**What you will do**: Set out every line bearing the string "with".

**Provided data**:
* begin *

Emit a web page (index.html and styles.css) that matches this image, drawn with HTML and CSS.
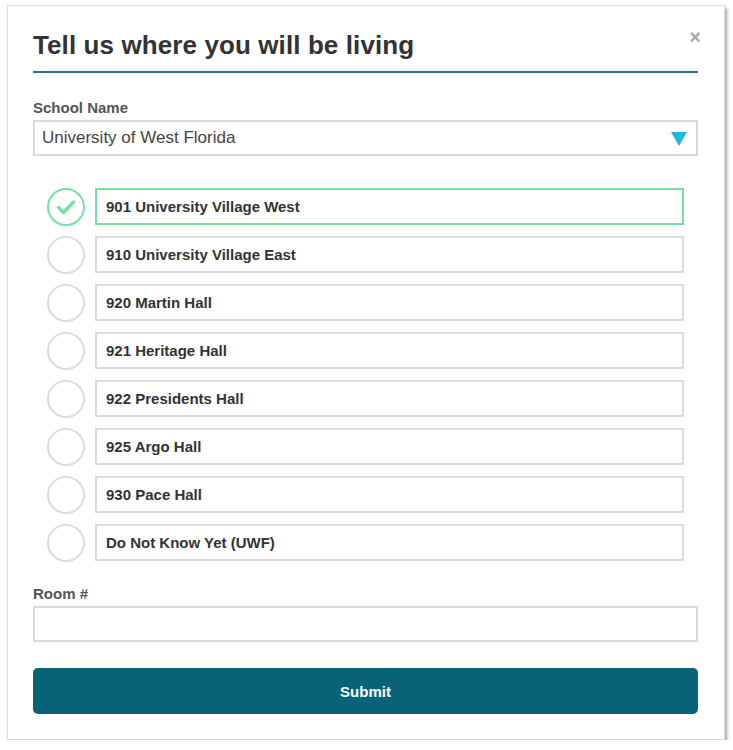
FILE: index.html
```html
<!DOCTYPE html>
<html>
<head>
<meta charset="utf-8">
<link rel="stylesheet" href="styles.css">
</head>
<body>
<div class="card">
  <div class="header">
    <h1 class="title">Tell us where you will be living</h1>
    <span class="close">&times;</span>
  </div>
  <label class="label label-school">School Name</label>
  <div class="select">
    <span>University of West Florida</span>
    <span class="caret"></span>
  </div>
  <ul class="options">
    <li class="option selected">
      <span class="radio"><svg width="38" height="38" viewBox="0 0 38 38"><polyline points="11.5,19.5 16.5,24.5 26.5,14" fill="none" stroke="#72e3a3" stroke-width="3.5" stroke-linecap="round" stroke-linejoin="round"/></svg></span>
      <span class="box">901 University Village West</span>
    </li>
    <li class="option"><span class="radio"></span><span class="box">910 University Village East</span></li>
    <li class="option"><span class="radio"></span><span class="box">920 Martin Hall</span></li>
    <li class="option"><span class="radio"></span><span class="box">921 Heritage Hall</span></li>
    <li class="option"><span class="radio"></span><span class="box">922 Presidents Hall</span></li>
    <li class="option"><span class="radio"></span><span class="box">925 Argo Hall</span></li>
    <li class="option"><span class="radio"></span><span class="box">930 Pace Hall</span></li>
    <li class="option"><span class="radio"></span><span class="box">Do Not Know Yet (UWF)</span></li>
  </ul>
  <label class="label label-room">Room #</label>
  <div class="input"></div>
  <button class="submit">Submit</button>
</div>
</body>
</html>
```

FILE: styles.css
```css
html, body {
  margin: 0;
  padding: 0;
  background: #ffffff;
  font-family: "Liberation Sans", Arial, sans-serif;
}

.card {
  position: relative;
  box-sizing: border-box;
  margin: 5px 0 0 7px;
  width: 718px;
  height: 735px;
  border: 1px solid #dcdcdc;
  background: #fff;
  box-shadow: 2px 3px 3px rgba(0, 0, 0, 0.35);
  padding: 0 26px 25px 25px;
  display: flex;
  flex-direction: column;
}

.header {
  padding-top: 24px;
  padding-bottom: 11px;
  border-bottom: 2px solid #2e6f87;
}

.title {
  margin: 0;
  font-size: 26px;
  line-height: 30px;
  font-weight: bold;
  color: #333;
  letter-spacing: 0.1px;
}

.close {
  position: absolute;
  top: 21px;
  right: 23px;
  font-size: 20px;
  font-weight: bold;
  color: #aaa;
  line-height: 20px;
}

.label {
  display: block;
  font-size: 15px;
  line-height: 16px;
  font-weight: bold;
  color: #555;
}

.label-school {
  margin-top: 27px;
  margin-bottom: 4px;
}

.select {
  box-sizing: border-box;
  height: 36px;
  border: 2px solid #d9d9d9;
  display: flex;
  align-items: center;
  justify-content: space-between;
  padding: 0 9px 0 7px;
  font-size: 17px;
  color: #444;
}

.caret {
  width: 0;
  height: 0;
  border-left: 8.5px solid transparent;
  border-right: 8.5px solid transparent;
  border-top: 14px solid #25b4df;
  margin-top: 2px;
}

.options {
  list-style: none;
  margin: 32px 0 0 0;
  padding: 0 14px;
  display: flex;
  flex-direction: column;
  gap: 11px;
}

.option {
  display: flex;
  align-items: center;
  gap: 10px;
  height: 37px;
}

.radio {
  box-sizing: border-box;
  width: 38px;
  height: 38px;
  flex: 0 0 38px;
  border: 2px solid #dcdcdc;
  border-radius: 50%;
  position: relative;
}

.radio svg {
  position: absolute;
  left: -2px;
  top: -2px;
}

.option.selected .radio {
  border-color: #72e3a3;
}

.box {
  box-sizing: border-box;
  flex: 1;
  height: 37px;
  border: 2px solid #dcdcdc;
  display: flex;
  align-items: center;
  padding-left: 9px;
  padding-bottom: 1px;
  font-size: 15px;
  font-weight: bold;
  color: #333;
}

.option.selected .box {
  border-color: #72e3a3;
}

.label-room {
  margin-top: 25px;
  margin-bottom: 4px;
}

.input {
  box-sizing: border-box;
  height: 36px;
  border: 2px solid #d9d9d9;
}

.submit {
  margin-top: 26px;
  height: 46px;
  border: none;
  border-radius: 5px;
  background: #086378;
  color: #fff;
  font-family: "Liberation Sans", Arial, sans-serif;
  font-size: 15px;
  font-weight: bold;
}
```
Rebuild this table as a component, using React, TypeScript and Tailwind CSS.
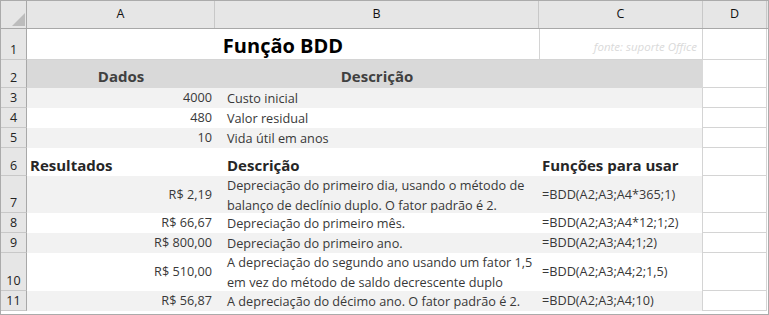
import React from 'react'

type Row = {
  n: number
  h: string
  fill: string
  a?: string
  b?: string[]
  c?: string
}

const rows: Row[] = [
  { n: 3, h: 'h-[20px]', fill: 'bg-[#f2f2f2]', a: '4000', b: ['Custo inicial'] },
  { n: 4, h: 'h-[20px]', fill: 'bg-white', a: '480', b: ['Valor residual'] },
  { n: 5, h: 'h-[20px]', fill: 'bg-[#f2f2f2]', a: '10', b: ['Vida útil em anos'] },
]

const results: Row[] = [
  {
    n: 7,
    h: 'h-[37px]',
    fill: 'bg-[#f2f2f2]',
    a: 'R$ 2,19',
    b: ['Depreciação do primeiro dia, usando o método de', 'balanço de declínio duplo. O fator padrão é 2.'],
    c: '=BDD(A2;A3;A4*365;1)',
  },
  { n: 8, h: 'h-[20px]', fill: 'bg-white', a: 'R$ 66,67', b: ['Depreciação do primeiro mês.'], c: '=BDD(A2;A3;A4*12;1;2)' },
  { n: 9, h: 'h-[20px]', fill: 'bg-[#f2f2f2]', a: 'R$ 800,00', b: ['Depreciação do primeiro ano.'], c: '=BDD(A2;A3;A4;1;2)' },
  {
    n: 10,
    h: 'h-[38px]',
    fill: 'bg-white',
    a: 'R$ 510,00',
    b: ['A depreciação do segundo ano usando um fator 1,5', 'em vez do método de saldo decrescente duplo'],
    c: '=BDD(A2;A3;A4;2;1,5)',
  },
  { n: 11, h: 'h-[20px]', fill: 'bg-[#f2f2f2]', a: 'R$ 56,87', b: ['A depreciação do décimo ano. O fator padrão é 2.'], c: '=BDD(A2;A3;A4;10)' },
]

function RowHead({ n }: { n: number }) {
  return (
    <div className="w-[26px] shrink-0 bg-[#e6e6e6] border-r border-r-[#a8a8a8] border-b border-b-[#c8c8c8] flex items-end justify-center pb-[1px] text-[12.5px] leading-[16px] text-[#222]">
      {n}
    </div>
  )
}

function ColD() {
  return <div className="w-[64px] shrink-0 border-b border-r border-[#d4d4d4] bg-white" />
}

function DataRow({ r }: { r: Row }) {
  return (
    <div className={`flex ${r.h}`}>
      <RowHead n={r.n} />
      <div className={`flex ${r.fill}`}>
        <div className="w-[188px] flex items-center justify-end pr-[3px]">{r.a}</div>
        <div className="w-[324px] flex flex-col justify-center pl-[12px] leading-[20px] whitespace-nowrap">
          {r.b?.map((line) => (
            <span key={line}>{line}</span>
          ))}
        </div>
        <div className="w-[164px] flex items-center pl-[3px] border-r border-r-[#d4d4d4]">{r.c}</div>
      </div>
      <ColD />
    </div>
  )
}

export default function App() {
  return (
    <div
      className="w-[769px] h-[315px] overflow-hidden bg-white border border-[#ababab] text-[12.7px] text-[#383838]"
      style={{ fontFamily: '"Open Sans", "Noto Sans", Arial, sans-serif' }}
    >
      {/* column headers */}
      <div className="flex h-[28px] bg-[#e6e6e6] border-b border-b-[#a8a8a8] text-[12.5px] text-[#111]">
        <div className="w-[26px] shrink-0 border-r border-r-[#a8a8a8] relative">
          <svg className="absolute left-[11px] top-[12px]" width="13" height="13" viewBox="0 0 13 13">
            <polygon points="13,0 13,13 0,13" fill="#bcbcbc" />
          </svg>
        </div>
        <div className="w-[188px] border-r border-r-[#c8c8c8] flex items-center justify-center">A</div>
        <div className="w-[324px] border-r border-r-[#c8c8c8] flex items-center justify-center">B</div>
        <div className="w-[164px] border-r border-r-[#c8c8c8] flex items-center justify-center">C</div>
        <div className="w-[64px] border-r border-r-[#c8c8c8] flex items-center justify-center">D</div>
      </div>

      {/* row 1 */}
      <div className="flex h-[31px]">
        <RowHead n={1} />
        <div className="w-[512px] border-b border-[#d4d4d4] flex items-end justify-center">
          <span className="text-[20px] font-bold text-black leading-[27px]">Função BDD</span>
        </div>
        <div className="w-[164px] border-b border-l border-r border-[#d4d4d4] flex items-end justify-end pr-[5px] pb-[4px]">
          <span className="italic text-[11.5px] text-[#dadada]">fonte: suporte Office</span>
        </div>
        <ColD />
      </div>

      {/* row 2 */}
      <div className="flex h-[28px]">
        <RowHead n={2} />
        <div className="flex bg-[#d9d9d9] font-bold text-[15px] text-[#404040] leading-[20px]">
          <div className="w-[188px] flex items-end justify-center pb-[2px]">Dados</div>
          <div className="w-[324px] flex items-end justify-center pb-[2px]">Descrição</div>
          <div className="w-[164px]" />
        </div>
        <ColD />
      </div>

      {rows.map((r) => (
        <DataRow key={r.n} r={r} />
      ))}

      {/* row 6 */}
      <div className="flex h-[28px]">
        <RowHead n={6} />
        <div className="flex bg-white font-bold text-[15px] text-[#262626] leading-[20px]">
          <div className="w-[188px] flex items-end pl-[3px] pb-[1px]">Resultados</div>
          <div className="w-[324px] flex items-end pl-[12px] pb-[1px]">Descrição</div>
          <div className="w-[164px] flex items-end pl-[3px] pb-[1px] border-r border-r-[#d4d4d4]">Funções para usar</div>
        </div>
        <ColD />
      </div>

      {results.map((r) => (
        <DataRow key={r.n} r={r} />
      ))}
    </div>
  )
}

* end *
* begin *

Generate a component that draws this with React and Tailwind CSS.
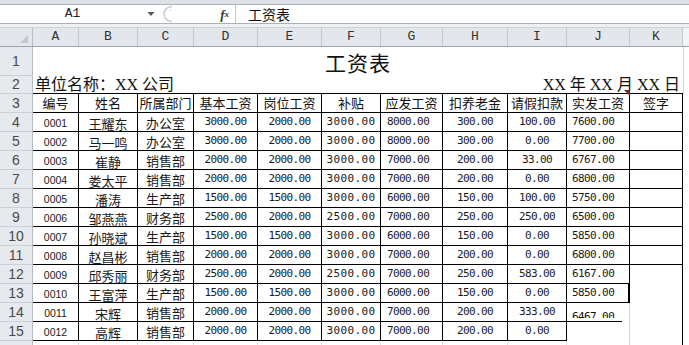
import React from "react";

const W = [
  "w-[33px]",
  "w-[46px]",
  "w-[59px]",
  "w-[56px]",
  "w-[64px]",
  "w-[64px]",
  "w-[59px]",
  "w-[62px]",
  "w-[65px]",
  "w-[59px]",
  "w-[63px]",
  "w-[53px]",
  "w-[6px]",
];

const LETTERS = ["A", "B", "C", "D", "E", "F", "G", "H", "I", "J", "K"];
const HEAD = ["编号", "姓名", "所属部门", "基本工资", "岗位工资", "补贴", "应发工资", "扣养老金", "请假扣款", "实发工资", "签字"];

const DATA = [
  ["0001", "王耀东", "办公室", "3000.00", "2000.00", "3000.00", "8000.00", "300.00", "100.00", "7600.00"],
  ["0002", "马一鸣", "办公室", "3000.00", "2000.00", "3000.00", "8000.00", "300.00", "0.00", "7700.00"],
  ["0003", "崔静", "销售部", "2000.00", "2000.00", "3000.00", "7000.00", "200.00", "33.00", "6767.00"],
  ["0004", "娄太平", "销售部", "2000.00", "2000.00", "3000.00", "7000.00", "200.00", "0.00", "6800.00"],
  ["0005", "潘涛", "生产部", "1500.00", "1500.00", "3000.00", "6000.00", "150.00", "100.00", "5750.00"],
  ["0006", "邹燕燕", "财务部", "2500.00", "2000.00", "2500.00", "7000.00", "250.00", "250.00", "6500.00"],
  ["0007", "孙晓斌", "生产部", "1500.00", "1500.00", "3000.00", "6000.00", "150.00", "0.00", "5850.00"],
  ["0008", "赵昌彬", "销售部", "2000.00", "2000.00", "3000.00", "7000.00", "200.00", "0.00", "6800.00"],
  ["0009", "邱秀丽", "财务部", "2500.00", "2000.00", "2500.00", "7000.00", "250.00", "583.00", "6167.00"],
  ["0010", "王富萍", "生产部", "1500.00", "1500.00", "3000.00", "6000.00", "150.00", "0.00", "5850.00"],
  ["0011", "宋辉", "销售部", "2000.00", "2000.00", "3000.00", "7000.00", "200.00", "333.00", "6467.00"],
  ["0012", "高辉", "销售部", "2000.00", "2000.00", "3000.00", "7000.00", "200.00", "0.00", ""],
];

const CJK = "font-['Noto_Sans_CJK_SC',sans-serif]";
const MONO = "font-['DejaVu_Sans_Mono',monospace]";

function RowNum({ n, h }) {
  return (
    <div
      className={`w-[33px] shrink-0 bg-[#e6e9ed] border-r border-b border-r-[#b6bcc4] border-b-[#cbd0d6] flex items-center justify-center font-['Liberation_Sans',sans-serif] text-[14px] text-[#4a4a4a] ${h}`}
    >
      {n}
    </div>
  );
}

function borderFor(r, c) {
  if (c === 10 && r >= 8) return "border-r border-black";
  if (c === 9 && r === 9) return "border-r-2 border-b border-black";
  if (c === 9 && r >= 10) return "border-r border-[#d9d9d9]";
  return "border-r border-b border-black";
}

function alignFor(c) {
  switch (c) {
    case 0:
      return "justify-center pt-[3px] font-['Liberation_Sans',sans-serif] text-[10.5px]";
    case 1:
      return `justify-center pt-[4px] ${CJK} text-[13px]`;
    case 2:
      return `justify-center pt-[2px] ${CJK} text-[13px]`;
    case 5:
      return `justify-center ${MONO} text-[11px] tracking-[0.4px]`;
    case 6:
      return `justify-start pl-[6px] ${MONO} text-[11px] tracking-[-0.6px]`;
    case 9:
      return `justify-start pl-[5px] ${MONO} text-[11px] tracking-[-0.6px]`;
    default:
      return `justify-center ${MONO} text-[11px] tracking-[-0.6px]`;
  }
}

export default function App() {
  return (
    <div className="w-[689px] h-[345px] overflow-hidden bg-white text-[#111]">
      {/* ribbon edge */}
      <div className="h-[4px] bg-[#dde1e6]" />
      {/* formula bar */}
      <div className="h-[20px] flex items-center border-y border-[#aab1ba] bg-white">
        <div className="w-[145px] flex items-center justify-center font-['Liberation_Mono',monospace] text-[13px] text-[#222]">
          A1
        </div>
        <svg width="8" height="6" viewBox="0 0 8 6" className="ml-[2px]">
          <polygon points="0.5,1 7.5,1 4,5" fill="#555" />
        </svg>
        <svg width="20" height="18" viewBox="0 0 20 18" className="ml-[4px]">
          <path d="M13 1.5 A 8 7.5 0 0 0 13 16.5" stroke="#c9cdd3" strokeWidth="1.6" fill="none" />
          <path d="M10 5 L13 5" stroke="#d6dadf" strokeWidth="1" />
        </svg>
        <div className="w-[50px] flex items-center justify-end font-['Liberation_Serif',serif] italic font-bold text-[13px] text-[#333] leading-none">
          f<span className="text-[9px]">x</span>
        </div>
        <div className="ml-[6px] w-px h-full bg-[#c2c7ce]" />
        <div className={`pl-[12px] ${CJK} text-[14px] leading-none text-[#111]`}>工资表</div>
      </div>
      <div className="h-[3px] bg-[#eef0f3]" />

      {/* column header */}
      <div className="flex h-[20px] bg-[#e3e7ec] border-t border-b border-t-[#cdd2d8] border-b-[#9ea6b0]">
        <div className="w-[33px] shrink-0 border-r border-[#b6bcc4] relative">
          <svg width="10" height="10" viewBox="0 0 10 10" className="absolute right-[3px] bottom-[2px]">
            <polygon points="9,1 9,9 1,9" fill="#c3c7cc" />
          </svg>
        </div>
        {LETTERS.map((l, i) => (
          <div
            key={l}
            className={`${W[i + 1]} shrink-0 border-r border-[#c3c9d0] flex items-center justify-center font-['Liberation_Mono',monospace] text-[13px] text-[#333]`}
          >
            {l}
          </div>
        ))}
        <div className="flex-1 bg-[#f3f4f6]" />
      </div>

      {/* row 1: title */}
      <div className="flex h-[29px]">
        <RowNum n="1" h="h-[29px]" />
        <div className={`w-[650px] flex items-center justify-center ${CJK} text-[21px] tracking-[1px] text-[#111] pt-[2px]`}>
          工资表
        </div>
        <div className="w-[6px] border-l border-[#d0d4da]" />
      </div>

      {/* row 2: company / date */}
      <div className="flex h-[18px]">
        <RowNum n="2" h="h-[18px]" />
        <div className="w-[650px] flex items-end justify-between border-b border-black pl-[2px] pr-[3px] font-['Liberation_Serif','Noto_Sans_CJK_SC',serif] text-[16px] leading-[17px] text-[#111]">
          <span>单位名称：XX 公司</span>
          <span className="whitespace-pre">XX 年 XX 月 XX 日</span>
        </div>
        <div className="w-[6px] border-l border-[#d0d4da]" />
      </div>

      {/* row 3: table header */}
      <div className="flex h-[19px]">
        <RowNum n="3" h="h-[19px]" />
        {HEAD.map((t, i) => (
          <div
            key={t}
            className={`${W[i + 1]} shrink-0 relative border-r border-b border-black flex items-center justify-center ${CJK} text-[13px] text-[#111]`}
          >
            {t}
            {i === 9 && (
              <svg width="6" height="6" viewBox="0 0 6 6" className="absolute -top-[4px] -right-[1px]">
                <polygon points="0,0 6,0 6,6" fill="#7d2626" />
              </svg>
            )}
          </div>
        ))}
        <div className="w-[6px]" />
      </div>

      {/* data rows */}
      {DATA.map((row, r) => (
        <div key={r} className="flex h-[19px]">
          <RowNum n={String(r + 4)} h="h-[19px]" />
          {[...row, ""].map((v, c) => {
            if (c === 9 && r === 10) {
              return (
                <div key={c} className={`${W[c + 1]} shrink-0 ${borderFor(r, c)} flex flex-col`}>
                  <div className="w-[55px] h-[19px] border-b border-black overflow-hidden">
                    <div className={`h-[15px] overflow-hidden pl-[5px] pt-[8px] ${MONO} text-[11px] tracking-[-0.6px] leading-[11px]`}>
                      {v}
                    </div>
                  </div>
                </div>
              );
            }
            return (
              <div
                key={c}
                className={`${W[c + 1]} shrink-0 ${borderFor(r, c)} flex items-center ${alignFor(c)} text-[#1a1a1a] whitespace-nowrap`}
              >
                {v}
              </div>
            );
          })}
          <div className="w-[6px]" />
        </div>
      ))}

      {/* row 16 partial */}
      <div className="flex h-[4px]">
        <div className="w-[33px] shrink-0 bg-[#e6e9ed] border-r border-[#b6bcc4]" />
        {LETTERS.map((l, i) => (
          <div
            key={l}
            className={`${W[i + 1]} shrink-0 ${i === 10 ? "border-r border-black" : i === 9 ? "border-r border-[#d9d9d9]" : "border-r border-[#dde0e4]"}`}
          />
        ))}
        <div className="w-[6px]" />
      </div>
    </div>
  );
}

* end *
* begin *

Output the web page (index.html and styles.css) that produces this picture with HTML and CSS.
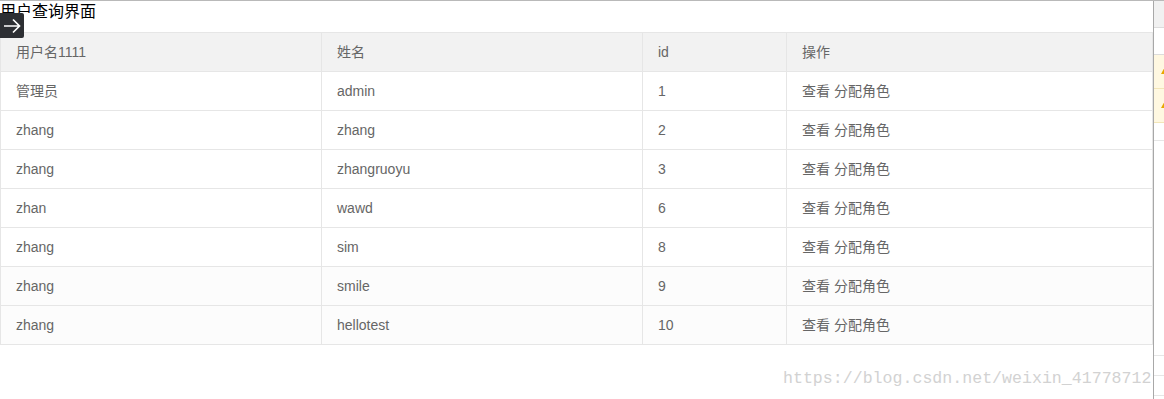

* end *

**Written solution**:
Emit a web page (index.html and styles.css) that matches this image, drawn with HTML and CSS.
Generate a component that draws this with React and Tailwind CSS.
Output the web page (index.html and styles.css) that produces this picture with HTML and CSS.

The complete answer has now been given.